Supporting the individual user's experience, this approach helps to expand the capabilities of information collected into a highly contextualized personal reference library. Users are able to find concepts quickly that relate to their current working context, as well as ideas that cross conceptual boundaries, encouraging synthesis and development of new ideas.

In the longer-term, matching search behaviors with the actual use of concepts within retrieved documents provides deeper data for analytics and tuning of enterprise search systems. It also allows search to become more proactively integrated into enterprise applications, surfacing relevant content in more convenient and valuable ways over time. Proactive search algorithms and recommendation systems will benefit from the ongoing availability of contextually modeled content, the use of that content in work products, and rich mapping of content into personal reference libraries.
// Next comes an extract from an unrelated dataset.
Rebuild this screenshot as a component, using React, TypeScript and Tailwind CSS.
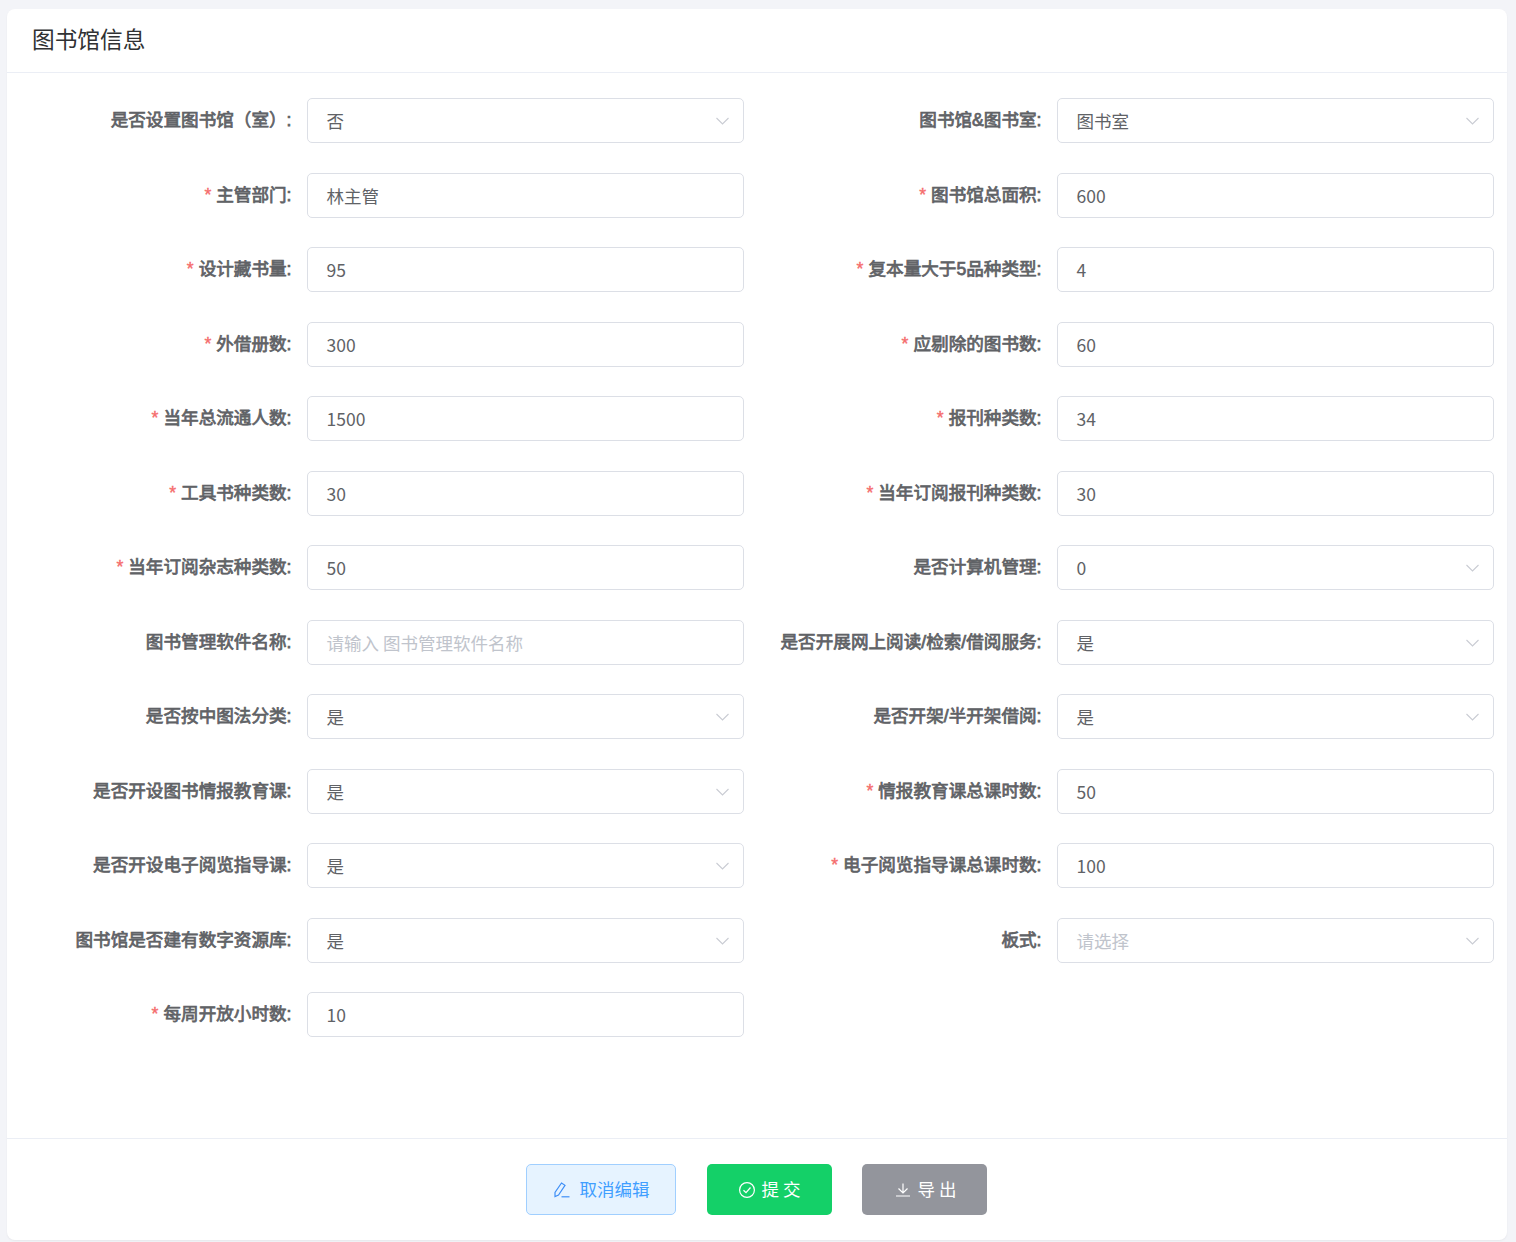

These capabilities are very important as the scale of enterprise and public content continues to escalate dramatically – in terms of the number of files/datasets, the array of formats, the diversification of repositories, and the size of individual content items.


The annotation system acts as "glue" between what is retrieved through search and browse, and the work products that result from the use of relevant and timely information. This approach increases the usefulness of intelligent application support during information-gathering activities. It also provides a wealth of valuable data to help optimize content management, user relevance, and governance of content and the organization. Cognitive computing applications will benefit from this deeper visibility into the users' selection process, and can pass that benefit back to the user in the form of more efficient and effective outcomes.